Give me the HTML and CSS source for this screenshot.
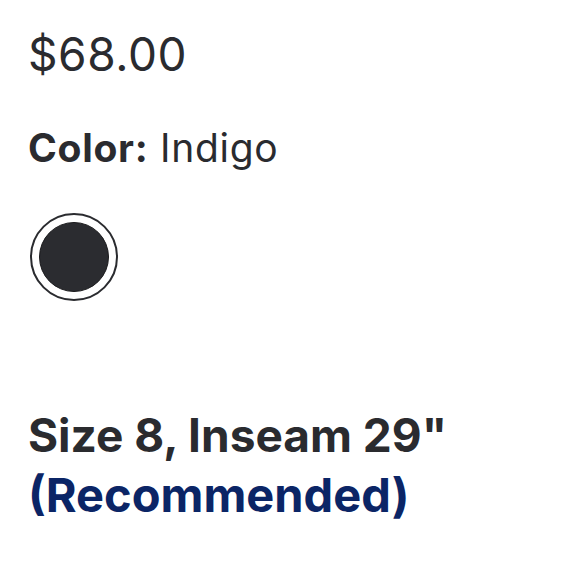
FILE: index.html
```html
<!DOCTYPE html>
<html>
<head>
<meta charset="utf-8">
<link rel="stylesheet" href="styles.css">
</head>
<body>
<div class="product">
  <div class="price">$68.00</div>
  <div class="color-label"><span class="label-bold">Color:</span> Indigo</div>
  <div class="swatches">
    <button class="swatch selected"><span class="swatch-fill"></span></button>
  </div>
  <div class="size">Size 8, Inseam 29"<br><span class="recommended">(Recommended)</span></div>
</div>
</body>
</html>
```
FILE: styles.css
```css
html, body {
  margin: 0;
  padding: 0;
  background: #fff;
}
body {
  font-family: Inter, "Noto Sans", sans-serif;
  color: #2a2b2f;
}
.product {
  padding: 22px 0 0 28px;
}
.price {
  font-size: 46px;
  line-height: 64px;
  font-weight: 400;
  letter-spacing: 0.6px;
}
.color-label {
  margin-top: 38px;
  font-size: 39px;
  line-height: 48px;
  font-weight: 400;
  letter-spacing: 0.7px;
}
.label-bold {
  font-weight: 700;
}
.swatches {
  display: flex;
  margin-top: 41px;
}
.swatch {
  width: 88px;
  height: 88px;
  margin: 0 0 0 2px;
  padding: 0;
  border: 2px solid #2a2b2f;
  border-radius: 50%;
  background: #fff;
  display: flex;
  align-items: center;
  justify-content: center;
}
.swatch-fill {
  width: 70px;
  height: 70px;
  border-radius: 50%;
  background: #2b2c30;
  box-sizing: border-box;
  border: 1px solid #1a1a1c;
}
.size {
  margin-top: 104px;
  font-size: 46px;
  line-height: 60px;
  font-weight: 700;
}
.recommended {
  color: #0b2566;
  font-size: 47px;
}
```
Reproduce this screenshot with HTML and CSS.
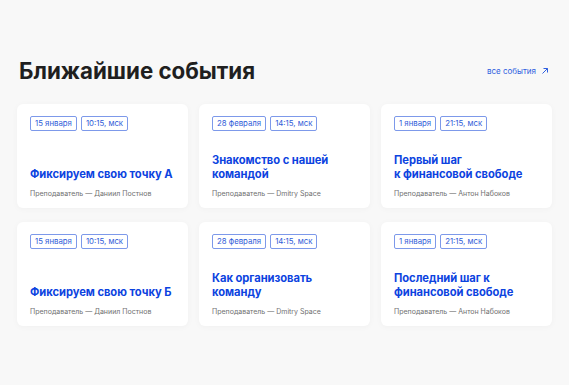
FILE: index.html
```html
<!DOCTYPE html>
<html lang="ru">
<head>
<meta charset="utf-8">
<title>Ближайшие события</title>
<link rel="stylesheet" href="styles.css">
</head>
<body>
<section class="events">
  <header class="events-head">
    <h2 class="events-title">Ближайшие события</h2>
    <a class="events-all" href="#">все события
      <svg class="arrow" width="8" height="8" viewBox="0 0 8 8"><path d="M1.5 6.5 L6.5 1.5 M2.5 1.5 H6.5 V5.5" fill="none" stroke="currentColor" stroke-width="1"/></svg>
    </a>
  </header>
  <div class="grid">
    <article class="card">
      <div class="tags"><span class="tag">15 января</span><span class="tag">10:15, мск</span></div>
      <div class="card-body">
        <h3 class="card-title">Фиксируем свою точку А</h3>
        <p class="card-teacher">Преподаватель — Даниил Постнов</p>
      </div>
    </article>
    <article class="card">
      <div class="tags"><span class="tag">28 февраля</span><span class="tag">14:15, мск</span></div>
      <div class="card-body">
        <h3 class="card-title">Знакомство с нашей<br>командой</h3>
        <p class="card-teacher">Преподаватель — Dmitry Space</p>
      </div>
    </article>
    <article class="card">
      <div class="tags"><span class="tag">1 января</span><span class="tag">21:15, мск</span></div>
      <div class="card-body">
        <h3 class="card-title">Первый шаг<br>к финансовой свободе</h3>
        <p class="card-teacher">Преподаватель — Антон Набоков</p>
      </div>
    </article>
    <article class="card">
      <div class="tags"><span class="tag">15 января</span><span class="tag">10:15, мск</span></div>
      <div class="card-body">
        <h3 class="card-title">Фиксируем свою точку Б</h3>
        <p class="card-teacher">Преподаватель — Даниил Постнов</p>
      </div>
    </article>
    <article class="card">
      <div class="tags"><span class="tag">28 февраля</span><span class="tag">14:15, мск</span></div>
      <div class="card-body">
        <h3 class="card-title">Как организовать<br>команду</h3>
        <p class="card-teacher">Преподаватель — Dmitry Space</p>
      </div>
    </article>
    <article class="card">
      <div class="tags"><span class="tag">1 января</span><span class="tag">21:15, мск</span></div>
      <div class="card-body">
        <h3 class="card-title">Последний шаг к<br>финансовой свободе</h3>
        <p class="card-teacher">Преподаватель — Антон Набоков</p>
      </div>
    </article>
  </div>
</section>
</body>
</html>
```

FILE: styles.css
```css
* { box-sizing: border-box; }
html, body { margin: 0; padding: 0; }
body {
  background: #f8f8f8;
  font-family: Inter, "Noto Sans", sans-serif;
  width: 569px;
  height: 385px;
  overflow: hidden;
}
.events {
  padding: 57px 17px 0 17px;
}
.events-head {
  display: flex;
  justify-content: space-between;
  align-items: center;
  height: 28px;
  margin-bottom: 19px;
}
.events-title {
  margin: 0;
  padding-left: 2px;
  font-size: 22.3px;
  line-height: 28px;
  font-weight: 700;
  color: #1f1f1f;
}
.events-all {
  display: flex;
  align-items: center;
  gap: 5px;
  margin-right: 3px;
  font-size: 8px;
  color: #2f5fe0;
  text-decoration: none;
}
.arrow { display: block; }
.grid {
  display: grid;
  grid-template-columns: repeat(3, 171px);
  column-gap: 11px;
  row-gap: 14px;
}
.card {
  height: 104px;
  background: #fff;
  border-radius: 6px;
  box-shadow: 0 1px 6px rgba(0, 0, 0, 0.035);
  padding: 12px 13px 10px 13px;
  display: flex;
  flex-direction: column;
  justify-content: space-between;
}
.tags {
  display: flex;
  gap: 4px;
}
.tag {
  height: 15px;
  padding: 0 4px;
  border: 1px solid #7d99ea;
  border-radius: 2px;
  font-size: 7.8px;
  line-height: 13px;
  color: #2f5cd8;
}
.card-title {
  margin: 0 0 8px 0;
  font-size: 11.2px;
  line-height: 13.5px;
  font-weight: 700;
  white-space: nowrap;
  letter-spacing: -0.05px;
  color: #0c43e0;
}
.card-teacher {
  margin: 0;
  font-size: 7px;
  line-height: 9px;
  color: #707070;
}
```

● ● ● ● ●

## Required task
Output the data exactly. Pictures don't belong in the result.

## Solution for this task
Give me the HTML and CSS source for this screenshot.
FILE: index.html
```html
<!DOCTYPE html>
<html>
<head>
<meta charset="utf-8">
<link rel="stylesheet" href="styles.css">
</head>
<body>
<div class="product">
  <div class="price">$68.00</div>
  <div class="color-label"><span class="label-bold">Color:</span> Indigo</div>
  <div class="swatches">
    <button class="swatch selected"><span class="swatch-fill"></span></button>
  </div>
  <div class="size">Size 8, Inseam 29"<br><span class="recommended">(Recommended)</span></div>
</div>
</body>
</html>
```
FILE: styles.css
```css
html, body {
  margin: 0;
  padding: 0;
  background: #fff;
}
body {
  font-family: Inter, "Noto Sans", sans-serif;
  color: #2a2b2f;
}
.product {
  padding: 22px 0 0 28px;
}
.price {
  font-size: 46px;
  line-height: 64px;
  font-weight: 400;
  letter-spacing: 0.6px;
}
.color-label {
  margin-top: 38px;
  font-size: 39px;
  line-height: 48px;
  font-weight: 400;
  letter-spacing: 0.7px;
}
.label-bold {
  font-weight: 700;
}
.swatches {
  display: flex;
  margin-top: 41px;
}
.swatch {
  width: 88px;
  height: 88px;
  margin: 0 0 0 2px;
  padding: 0;
  border: 2px solid #2a2b2f;
  border-radius: 50%;
  background: #fff;
  display: flex;
  align-items: center;
  justify-content: center;
}
.swatch-fill {
  width: 70px;
  height: 70px;
  border-radius: 50%;
  background: #2b2c30;
  box-sizing: border-box;
  border: 1px solid #1a1a1c;
}
.size {
  margin-top: 104px;
  font-size: 46px;
  line-height: 60px;
  font-weight: 700;
}
.recommended {
  color: #0b2566;
  font-size: 47px;
}
```
Reproduce this screenshot with HTML and CSS.
FILE: index.html
```html
<!DOCTYPE html>
<html lang="ru">
<head>
<meta charset="utf-8">
<title>Ближайшие события</title>
<link rel="stylesheet" href="styles.css">
</head>
<body>
<section class="events">
  <header class="events-head">
    <h2 class="events-title">Ближайшие события</h2>
    <a class="events-all" href="#">все события
      <svg class="arrow" width="8" height="8" viewBox="0 0 8 8"><path d="M1.5 6.5 L6.5 1.5 M2.5 1.5 H6.5 V5.5" fill="none" stroke="currentColor" stroke-width="1"/></svg>
    </a>
  </header>
  <div class="grid">
    <article class="card">
      <div class="tags"><span class="tag">15 января</span><span class="tag">10:15, мск</span></div>
      <div class="card-body">
        <h3 class="card-title">Фиксируем свою точку А</h3>
        <p class="card-teacher">Преподаватель — Даниил Постнов</p>
      </div>
    </article>
    <article class="card">
      <div class="tags"><span class="tag">28 февраля</span><span class="tag">14:15, мск</span></div>
      <div class="card-body">
        <h3 class="card-title">Знакомство с нашей<br>командой</h3>
        <p class="card-teacher">Преподаватель — Dmitry Space</p>
      </div>
    </article>
    <article class="card">
      <div class="tags"><span class="tag">1 января</span><span class="tag">21:15, мск</span></div>
      <div class="card-body">
        <h3 class="card-title">Первый шаг<br>к финансовой свободе</h3>
        <p class="card-teacher">Преподаватель — Антон Набоков</p>
      </div>
    </article>
    <article class="card">
      <div class="tags"><span class="tag">15 января</span><span class="tag">10:15, мск</span></div>
      <div class="card-body">
        <h3 class="card-title">Фиксируем свою точку Б</h3>
        <p class="card-teacher">Преподаватель — Даниил Постнов</p>
      </div>
    </article>
    <article class="card">
      <div class="tags"><span class="tag">28 февраля</span><span class="tag">14:15, мск</span></div>
      <div class="card-body">
        <h3 class="card-title">Как организовать<br>команду</h3>
        <p class="card-teacher">Преподаватель — Dmitry Space</p>
      </div>
    </article>
    <article class="card">
      <div class="tags"><span class="tag">1 января</span><span class="tag">21:15, мск</span></div>
      <div class="card-body">
        <h3 class="card-title">Последний шаг к<br>финансовой свободе</h3>
        <p class="card-teacher">Преподаватель — Антон Набоков</p>
      </div>
    </article>
  </div>
</section>
</body>
</html>
```

FILE: styles.css
```css
* { box-sizing: border-box; }
html, body { margin: 0; padding: 0; }
body {
  background: #f8f8f8;
  font-family: Inter, "Noto Sans", sans-serif;
  width: 569px;
  height: 385px;
  overflow: hidden;
}
.events {
  padding: 57px 17px 0 17px;
}
.events-head {
  display: flex;
  justify-content: space-between;
  align-items: center;
  height: 28px;
  margin-bottom: 19px;
}
.events-title {
  margin: 0;
  padding-left: 2px;
  font-size: 22.3px;
  line-height: 28px;
  font-weight: 700;
  color: #1f1f1f;
}
.events-all {
  display: flex;
  align-items: center;
  gap: 5px;
  margin-right: 3px;
  font-size: 8px;
  color: #2f5fe0;
  text-decoration: none;
}
.arrow { display: block; }
.grid {
  display: grid;
  grid-template-columns: repeat(3, 171px);
  column-gap: 11px;
  row-gap: 14px;
}
.card {
  height: 104px;
  background: #fff;
  border-radius: 6px;
  box-shadow: 0 1px 6px rgba(0, 0, 0, 0.035);
  padding: 12px 13px 10px 13px;
  display: flex;
  flex-direction: column;
  justify-content: space-between;
}
.tags {
  display: flex;
  gap: 4px;
}
.tag {
  height: 15px;
  padding: 0 4px;
  border: 1px solid #7d99ea;
  border-radius: 2px;
  font-size: 7.8px;
  line-height: 13px;
  color: #2f5cd8;
}
.card-title {
  margin: 0 0 8px 0;
  font-size: 11.2px;
  line-height: 13.5px;
  font-weight: 700;
  white-space: nowrap;
  letter-spacing: -0.05px;
  color: #0c43e0;
}
.card-teacher {
  margin: 0;
  font-size: 7px;
  line-height: 9px;
  color: #707070;
}
```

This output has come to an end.